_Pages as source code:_
***

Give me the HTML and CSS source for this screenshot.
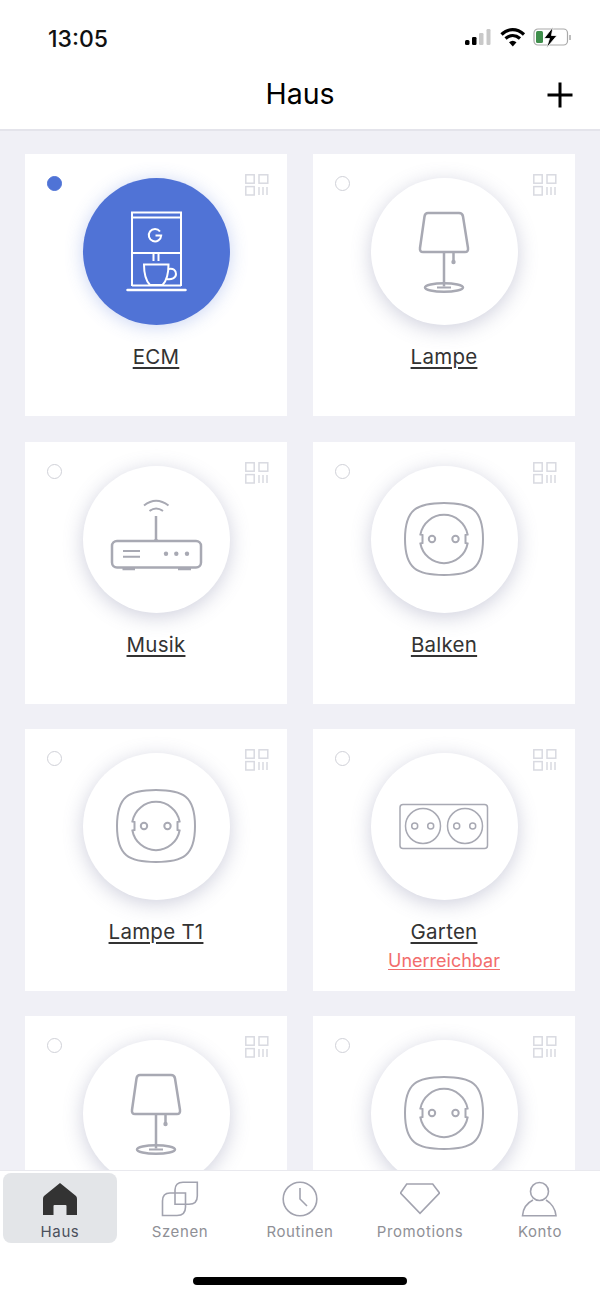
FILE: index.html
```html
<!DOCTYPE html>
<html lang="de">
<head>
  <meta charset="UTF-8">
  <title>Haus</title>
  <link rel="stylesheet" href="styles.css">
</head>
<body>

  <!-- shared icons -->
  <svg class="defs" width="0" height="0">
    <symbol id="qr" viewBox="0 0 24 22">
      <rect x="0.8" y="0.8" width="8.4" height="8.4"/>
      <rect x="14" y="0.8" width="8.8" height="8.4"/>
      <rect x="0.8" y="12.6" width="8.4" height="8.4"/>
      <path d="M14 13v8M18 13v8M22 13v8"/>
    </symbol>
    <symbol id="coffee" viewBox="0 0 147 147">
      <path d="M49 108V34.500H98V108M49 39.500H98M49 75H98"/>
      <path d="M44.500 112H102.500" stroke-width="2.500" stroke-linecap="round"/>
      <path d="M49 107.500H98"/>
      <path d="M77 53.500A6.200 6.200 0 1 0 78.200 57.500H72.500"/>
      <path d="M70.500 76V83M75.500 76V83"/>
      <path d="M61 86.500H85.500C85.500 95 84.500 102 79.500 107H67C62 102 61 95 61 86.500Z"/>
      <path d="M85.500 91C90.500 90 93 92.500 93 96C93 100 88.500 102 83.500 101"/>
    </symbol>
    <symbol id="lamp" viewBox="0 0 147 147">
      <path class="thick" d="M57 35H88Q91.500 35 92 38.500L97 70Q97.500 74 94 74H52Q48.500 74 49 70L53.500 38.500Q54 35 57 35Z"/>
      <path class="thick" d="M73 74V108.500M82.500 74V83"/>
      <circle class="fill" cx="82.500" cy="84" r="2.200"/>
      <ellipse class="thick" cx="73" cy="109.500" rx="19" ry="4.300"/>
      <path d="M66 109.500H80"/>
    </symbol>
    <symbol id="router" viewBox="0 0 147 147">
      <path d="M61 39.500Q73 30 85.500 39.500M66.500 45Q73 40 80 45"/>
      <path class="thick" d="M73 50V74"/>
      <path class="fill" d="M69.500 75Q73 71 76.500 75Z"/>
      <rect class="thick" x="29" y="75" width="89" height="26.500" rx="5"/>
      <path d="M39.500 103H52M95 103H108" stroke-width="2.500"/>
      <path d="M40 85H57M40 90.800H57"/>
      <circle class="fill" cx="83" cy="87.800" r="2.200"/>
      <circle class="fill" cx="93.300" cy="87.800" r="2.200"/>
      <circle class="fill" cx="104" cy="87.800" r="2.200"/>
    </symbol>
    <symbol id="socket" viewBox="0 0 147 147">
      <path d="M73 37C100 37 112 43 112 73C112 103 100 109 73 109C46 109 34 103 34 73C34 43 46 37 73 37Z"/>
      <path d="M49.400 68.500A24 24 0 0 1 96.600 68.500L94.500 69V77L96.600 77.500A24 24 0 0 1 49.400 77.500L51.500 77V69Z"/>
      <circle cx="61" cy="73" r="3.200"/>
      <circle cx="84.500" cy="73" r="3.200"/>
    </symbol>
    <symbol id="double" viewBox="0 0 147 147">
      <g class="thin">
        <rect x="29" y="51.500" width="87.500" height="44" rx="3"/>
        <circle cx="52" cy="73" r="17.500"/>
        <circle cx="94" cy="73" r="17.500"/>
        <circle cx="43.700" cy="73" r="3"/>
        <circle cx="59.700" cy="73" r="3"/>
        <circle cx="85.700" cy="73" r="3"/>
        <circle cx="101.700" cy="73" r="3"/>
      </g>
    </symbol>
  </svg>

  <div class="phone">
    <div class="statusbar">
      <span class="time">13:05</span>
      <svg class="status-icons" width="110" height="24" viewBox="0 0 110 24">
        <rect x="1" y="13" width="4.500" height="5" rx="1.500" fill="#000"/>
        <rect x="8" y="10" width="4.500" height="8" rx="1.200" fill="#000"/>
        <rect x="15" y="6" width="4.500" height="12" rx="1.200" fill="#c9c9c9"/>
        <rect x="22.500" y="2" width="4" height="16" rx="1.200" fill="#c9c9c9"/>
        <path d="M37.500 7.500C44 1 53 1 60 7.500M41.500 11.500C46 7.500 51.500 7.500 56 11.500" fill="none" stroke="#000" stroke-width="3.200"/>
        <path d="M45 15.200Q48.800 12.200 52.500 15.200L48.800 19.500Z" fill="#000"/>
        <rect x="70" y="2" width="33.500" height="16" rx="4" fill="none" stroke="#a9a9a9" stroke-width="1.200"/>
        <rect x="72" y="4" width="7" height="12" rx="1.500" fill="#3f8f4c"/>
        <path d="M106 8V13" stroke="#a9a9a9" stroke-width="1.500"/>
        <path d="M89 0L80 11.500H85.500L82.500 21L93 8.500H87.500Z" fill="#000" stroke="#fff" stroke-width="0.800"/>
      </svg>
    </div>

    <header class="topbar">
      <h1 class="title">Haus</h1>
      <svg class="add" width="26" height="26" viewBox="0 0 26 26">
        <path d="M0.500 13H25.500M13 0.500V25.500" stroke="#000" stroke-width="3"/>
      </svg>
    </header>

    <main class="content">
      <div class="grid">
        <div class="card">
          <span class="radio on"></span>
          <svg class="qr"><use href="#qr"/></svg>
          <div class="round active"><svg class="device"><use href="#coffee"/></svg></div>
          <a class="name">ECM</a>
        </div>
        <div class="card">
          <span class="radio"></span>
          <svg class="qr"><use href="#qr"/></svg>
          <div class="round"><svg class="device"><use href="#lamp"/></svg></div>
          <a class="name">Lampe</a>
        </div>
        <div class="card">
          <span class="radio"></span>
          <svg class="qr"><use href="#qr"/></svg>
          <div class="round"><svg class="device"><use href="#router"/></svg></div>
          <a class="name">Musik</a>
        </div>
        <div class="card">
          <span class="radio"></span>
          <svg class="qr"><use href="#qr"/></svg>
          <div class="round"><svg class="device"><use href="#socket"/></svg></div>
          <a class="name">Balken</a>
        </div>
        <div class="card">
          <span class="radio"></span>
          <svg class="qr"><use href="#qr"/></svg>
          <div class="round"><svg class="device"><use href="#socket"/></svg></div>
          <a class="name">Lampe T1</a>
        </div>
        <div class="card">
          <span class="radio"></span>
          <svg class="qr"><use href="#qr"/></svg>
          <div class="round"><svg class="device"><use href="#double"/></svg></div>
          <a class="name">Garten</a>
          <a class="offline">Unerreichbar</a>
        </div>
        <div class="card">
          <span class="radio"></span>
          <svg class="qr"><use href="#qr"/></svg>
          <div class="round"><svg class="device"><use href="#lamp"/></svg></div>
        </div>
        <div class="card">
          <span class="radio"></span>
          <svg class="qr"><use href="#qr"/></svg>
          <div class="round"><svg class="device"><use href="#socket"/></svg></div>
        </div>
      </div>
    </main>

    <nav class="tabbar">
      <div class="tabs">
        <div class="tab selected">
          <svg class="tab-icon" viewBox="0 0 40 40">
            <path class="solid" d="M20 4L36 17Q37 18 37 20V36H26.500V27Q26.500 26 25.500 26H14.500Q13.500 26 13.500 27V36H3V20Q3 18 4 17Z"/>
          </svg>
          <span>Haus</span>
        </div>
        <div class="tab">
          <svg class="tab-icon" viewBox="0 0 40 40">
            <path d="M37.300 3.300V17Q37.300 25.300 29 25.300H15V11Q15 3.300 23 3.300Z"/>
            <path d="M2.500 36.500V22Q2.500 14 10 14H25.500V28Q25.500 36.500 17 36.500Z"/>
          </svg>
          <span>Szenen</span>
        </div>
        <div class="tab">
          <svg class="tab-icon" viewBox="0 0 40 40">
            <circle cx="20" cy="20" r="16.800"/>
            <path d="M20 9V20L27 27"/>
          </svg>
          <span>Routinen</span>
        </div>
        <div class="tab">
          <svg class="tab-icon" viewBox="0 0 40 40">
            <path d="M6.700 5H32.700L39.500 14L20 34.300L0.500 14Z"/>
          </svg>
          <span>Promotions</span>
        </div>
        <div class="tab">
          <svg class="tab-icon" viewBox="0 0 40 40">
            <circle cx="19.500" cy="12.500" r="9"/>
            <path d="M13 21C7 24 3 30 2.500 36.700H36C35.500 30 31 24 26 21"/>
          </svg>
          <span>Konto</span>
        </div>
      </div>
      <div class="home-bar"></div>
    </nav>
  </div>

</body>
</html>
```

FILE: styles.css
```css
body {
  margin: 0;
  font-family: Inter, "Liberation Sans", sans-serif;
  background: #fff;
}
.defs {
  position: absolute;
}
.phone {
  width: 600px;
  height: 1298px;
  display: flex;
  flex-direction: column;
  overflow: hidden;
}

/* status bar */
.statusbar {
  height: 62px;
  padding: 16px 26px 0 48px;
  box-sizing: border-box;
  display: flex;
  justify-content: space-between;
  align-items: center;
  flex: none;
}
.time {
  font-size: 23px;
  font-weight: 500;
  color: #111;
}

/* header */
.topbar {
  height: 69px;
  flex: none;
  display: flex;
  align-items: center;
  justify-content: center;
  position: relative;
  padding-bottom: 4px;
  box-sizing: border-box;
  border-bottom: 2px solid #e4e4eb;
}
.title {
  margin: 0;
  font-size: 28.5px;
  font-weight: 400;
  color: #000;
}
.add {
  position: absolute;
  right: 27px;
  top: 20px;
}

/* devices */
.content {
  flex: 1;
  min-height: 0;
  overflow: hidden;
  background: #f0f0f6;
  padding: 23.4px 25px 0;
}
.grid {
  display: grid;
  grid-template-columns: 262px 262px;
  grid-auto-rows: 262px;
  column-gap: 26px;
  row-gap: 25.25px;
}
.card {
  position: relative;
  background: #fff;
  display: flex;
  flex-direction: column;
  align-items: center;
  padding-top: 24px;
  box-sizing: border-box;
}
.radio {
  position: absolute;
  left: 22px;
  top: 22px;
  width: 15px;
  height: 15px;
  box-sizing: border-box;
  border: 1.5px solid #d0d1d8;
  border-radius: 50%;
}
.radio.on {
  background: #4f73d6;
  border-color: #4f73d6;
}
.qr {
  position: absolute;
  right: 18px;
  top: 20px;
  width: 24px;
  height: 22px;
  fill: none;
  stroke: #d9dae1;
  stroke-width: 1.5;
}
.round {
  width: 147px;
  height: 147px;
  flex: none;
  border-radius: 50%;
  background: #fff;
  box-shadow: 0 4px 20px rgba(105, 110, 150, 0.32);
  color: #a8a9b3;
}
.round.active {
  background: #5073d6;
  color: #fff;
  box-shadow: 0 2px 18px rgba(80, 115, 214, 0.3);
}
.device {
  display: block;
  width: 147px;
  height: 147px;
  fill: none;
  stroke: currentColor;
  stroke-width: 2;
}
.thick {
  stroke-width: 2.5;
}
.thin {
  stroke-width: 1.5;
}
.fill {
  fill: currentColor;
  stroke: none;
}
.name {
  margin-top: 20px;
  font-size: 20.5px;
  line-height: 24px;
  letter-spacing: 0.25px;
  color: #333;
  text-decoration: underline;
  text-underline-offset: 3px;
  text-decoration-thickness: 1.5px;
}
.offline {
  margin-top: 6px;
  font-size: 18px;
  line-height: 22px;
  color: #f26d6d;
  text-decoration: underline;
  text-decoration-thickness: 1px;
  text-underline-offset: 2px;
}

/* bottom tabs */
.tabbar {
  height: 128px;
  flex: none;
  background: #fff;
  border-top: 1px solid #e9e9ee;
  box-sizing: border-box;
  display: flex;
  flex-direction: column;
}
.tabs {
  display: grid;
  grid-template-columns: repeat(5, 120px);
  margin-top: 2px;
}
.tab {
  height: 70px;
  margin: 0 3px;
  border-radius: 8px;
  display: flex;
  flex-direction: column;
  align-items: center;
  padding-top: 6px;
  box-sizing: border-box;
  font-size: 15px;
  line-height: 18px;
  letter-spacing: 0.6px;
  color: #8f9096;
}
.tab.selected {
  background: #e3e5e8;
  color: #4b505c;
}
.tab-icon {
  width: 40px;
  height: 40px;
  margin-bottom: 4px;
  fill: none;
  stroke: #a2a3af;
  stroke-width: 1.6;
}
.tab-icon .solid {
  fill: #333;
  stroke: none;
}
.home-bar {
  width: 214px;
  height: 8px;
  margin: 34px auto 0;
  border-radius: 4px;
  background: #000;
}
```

***

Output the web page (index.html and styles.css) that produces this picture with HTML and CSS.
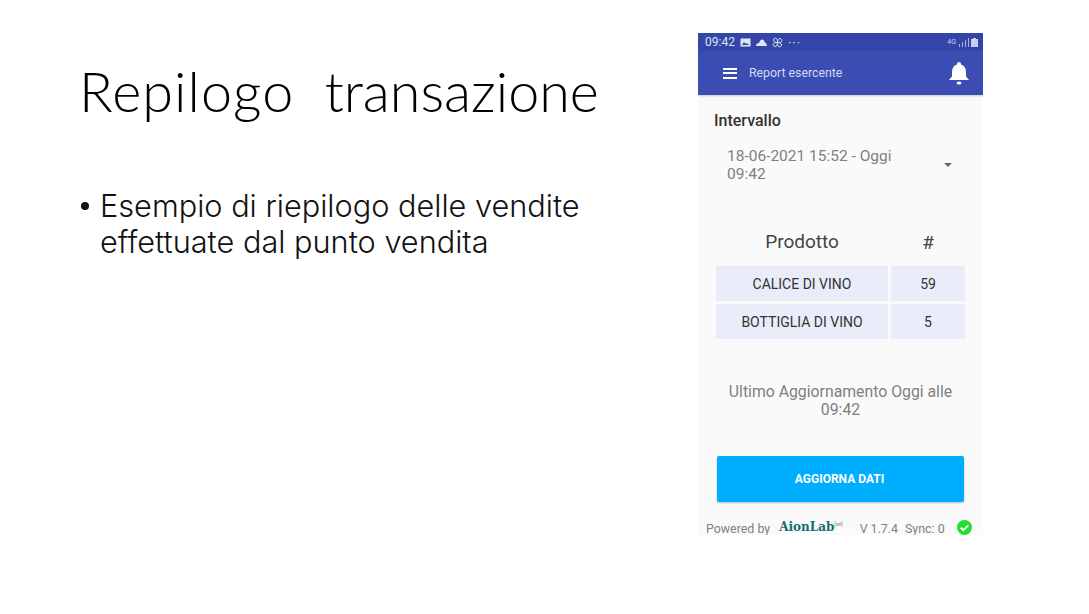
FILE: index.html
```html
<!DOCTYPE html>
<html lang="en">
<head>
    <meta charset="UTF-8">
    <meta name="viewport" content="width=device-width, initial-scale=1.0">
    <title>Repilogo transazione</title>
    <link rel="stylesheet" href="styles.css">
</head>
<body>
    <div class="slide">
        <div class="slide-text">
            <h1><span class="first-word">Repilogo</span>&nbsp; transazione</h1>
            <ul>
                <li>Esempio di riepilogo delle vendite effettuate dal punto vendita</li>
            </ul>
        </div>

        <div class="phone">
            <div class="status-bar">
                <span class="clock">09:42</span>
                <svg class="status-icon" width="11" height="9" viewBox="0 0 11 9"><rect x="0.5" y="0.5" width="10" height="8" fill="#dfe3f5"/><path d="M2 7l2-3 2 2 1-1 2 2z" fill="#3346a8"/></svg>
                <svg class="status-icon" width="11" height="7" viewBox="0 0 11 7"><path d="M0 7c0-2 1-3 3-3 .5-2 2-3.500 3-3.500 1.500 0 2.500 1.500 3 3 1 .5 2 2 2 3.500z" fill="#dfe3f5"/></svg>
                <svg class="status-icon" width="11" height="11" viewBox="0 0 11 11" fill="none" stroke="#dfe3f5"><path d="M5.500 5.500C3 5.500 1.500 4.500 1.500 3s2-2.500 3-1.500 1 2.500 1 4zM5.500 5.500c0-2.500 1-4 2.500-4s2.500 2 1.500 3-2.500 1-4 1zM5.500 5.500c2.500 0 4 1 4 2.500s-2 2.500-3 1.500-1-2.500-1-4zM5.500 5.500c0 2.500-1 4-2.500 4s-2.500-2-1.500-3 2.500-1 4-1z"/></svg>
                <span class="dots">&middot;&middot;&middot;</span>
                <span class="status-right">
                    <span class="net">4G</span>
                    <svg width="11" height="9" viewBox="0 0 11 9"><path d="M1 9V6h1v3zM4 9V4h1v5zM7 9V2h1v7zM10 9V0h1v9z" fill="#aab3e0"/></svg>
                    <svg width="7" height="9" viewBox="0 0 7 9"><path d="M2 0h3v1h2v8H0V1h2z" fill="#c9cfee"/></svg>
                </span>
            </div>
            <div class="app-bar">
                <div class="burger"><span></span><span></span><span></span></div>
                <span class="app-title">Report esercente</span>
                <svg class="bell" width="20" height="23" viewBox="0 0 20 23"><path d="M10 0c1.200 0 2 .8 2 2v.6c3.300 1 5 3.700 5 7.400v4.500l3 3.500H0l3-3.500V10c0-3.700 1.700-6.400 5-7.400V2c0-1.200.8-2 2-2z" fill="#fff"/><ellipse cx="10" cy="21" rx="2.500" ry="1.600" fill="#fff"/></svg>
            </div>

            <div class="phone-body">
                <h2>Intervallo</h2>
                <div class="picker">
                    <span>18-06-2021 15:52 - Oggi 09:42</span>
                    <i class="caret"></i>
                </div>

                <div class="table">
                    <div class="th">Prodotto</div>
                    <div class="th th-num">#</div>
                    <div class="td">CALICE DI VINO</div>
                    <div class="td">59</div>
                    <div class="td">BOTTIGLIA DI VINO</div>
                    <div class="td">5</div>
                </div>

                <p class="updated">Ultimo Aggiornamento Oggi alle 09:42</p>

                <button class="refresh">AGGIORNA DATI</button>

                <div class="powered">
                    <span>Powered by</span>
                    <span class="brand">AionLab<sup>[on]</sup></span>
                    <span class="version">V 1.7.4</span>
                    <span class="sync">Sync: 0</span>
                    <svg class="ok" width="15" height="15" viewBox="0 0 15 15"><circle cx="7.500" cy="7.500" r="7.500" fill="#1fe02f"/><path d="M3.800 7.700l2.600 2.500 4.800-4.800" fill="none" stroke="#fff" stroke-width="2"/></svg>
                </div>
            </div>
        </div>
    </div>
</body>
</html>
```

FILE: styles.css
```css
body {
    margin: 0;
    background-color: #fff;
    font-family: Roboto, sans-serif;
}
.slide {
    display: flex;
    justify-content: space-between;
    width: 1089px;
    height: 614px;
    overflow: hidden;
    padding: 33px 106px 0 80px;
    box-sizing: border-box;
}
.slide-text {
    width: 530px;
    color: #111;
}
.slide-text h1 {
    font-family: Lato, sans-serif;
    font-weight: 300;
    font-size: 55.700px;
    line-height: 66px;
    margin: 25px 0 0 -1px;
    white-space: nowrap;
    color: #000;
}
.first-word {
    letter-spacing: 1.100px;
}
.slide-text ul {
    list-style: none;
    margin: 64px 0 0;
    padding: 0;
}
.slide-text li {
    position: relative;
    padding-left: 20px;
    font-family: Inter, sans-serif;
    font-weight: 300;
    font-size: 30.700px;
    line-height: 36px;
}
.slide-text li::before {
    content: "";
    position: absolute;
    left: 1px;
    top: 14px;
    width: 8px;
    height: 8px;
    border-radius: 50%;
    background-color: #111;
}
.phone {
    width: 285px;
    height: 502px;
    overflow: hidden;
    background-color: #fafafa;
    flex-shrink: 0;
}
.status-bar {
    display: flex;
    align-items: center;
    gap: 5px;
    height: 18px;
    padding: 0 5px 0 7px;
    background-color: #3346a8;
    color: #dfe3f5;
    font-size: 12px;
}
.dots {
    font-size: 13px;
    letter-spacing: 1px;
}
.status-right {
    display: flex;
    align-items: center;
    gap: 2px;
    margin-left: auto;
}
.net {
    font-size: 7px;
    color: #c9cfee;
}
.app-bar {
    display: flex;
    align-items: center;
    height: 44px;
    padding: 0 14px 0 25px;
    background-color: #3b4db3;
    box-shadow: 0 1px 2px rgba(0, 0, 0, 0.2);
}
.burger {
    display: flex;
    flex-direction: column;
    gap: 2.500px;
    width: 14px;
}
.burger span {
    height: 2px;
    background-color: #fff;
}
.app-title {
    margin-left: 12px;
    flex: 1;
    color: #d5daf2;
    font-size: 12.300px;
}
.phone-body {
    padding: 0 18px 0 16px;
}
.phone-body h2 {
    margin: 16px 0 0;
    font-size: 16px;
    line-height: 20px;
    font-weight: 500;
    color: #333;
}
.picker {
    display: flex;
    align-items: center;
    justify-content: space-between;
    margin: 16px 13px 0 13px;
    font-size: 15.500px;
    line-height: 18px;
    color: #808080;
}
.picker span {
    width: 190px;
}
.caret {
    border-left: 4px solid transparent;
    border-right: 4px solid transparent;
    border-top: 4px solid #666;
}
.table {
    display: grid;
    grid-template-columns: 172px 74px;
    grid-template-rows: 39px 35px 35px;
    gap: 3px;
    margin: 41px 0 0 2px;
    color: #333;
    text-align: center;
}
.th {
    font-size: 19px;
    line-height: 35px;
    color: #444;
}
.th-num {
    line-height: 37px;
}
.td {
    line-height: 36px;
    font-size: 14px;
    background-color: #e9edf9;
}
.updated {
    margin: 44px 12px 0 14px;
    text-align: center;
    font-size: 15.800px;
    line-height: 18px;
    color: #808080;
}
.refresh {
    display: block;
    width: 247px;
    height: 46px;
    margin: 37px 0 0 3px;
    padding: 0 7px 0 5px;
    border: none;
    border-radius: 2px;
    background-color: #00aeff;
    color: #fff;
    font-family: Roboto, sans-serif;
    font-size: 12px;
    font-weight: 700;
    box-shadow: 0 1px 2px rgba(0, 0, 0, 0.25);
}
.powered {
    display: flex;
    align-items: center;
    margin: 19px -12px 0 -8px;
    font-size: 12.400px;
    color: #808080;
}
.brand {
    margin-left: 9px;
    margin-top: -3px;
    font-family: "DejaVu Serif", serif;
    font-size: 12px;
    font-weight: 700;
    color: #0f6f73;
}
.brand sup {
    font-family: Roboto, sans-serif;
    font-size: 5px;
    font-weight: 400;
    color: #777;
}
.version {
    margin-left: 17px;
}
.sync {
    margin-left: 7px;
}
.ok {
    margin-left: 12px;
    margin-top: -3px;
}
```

***

_REQUIREMENT:_
All lines of the data above that include the word "styles" must be shown.

_TASK OUTPUT:_
  <link rel="stylesheet" href="styles.css">
FILE: styles.css
Output the web page (index.html and styles.css) that produces this picture with HTML and CSS.
    <link rel="stylesheet" href="styles.css">
FILE: styles.css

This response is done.